The witness appliance should now be added to vCenter as an ESXi host. Upon closer examination, you will see that it has its own virtual standard switches (called vSwitch0 and witnessSwitch respectively) and more importantly, witnessSwitch has a predefined portgroup called witness pg.
Each vSwitch has an uplink. The VMware guidance would be to use vSwitch0 for the management network and witnessSwitch for the VSAN network. The purpose of preconfiguring the network with a port group is so that the virtual machine network adapters MAC addresses matches the vmnic MAC address of the nested ESXi host. When these two MAC addresses match (on the inside and the outside so to speak), the vSwitch will pass the network traffic to the nested ESXi. When they do not match, this traffic will be dropped as the vSwitch does not know who the packets are intended for. Another way of resolving this is to use promiscuous mode, but when the inside and outside MAC addresses match, there is no need for a promiscuous mode setting on the virtual switch. This is not a concern for the first adapter on the appliance (the MACs always match), but it is necessary for all subsequent adapters. Do not delete this preconfigured witness portgroup, or the MAC addresses may not match when a new portgroup is created. If you delete it, you will need to enable promiscuous mode to allow communication. The recommendation would be to redeploy the appliance to avoid this.
One final note on networking; whilst VSAN traffic between the nodes in the data sites in this version of VSAN continues to have a multicast requirement, the witness traffic between the data nodes and the witness appliance is in fact unicast.
Identifying a Witness Appliance
One of the nice features of the witness appliance is that it is very easy to identify in the vCenter inventory. Witness appliance are shared in blue, to distinguish them from other ESXi hosts in the cluster.

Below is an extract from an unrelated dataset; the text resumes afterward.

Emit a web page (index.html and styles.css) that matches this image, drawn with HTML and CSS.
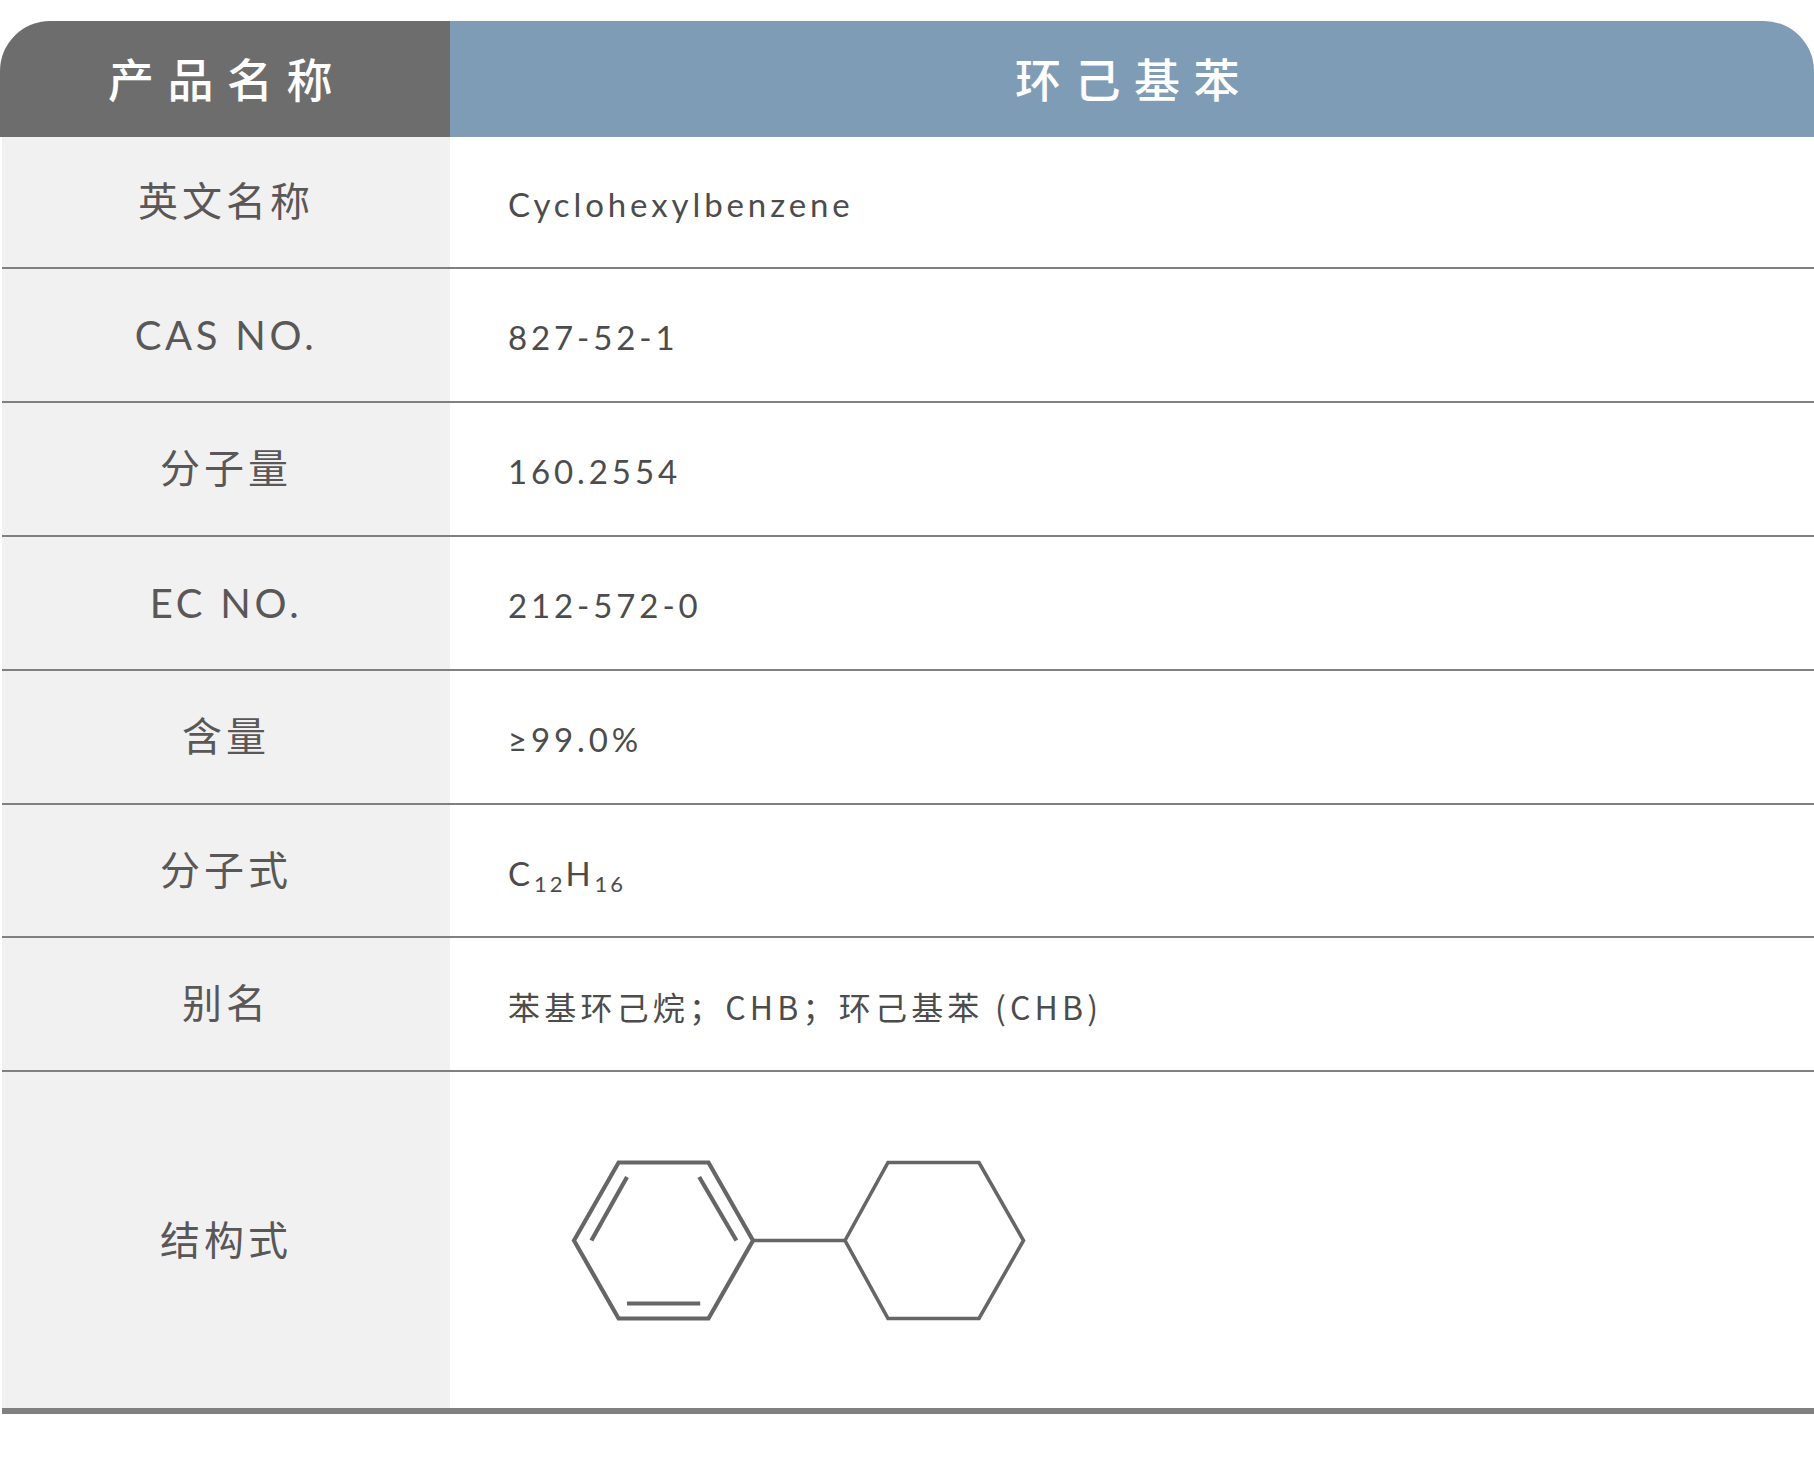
FILE: index.html
```html
<!DOCTYPE html>
<html lang="zh-CN">
<head>
<meta charset="utf-8">
<title>环己基苯</title>
<link rel="stylesheet" href="styles.css">
</head>
<body>
<main class="sheet">
  <header class="head">
    <div class="head-label">产品名称</div>
    <div class="head-value">环己基苯</div>
  </header>
  <div class="row row-first"><div class="label">英文名称</div><div class="value">Cyclohexylbenzene</div></div>
  <div class="row"><div class="label label-latin">CAS NO.</div><div class="value">827-52-1</div></div>
  <div class="row"><div class="label">分子量</div><div class="value">160.2554</div></div>
  <div class="row"><div class="label label-latin">EC NO.</div><div class="value">212-572-0</div></div>
  <div class="row"><div class="label">含量</div><div class="value">≥99.0%</div></div>
  <div class="row"><div class="label">分子式</div><div class="value">C<sub class="sub">12</sub>H<sub class="sub">16</sub></div></div>
  <div class="row"><div class="label">别名</div><div class="value value-alias">苯基环己烷；CHB；环己基苯 (CHB)</div></div>
  <div class="row row-structure">
    <div class="label label-structure">结构式</div>
    <div class="value-structure">
      <svg class="molecule" viewBox="570 1156 456 170" width="456" height="170" role="img" aria-label="环己基苯结构式">
        <g class="benzene">
          <polygon points="574,1240.5 618.6,1162.5 708.5,1162.5 753,1240.5 708.5,1318.5 618.6,1318.5"/>
          <line x1="627" y1="1177" x2="591.4" y2="1240.5"/>
          <line x1="699.2" y1="1177" x2="736.4" y2="1240.5"/>
          <line x1="627" y1="1303.5" x2="700.2" y2="1303.5"/>
        </g>
        <line class="bond" x1="753" y1="1240.5" x2="845" y2="1240.5"/>
        <polygon class="ring" points="845,1240.5 888,1162.5 979,1162.5 1023.5,1240.5 979,1318.5 888,1318.5"/>
      </svg>
    </div>
  </div>
</main>
</body>
</html>
```
FILE: styles.css
```css
* { box-sizing: border-box; }
html, body { margin: 0; padding: 0; background: #fff; }
body {
  font-family: "Noto Sans CJK SC", sans-serif;
  color: #595757;
}
.sheet {
  width: 1814px;
  height: 1462px;
  padding-top: 21px;
  display: flex;
  flex-direction: column;
}
.head {
  display: flex;
  height: 116px;
  color: #fff;
  font-size: 46px;
  font-weight: 500;
  letter-spacing: 13.5px;
  border-radius: 50px 50px 0 0;
  overflow: hidden;
}
.head-label, .head-value {
  display: flex;
  align-items: center;
  justify-content: center;
  padding: 0 0 4px 4px;
}
.head-label { width: 450px; background: #6d6d6d; }
.head-value { flex: 1; background: #7f9cb6; }
.row {
  display: flex;
  height: 133.9px;
  margin-left: 2px;
  border-bottom: 2px solid #808080;
}
.row-first { height: 132px; }
.row-structure {
  height: 342px;
  border-bottom-width: 6px;
}
.label {
  width: 448px;
  background: #f1f1f1;
  display: flex;
  align-items: center;
  justify-content: center;
  font-size: 40px;
  letter-spacing: 4px;
  padding-bottom: 6px;
}
.label-latin {
  font-family: "Lato", "Noto Sans CJK SC", sans-serif;
  letter-spacing: 3.7px;
  padding-bottom: 0;
}
.label-structure { padding-bottom: 4px; }
.value {
  flex: 1;
  display: flex;
  align-items: center;
  padding: 4px 0 0 58px;
  font-family: "Lato", "Noto Sans CJK SC", sans-serif;
  font-size: 33px;
  letter-spacing: 3.9px;
  color: #4c4c4c;
  white-space: pre;
}
.value-alias {
  font-family: "Noto Sans CJK SC", sans-serif;
  font-size: 32px;
  letter-spacing: 4.2px;
  padding-top: 4px;
}
.sub {
  font-size: 22px;
  letter-spacing: 3px;
  align-self: center;
  padding-top: 22px;
  line-height: 1;
}
.value-structure {
  flex: 1;
  display: flex;
  align-items: center;
  padding: 2px 0 0 120px;
}
.molecule { display: block; flex: none; }
.benzene polygon, .benzene line { fill: none; stroke: #666; stroke-width: 4.2; }
.bond { stroke: #666; stroke-width: 3.6; }
.ring { fill: none; stroke: #666; stroke-width: 3.6; }
```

No datastores have been configured warning
In the above screenshot, the witness does not contain any warnings. However out of the box, the witness will have a warning that states “No datastores have been configured”. Unfortunately, there is no supported way of disabling this warning at the present time. Again, this is something we will resolve going forward.
Replacing the witness host
If there is an issue with the witness host, then the witness components will go in an “absent” state. This will not impact the virtual machine as they continue to have a full copy of the data available from the data sites as well as greater than 50% of the components available. This means the virtual machine will stay accessible. If the witness host is unrecoverable, and a new witness host is deployed, the stretched cluster configuration can be recreated. Note however that the clomd timeout value still holds in this situation, so the components will be left absent for 60 minuted by default. After that timer has expired, the witness components will be rebuilt on the witness host and the “absent” witness components will return to an active state.
At GA, we will be releasing a VSAN Stretched Cluster Guide, which will describe the network topologies and configuration in more detail. It contains deployment instructions for the VSAN witness appliance, including all the configuration steps. If considering a VSAN stretched cluster deployment (or indeed a ROBO deployment), you should most definitely review this document before starting the deployment.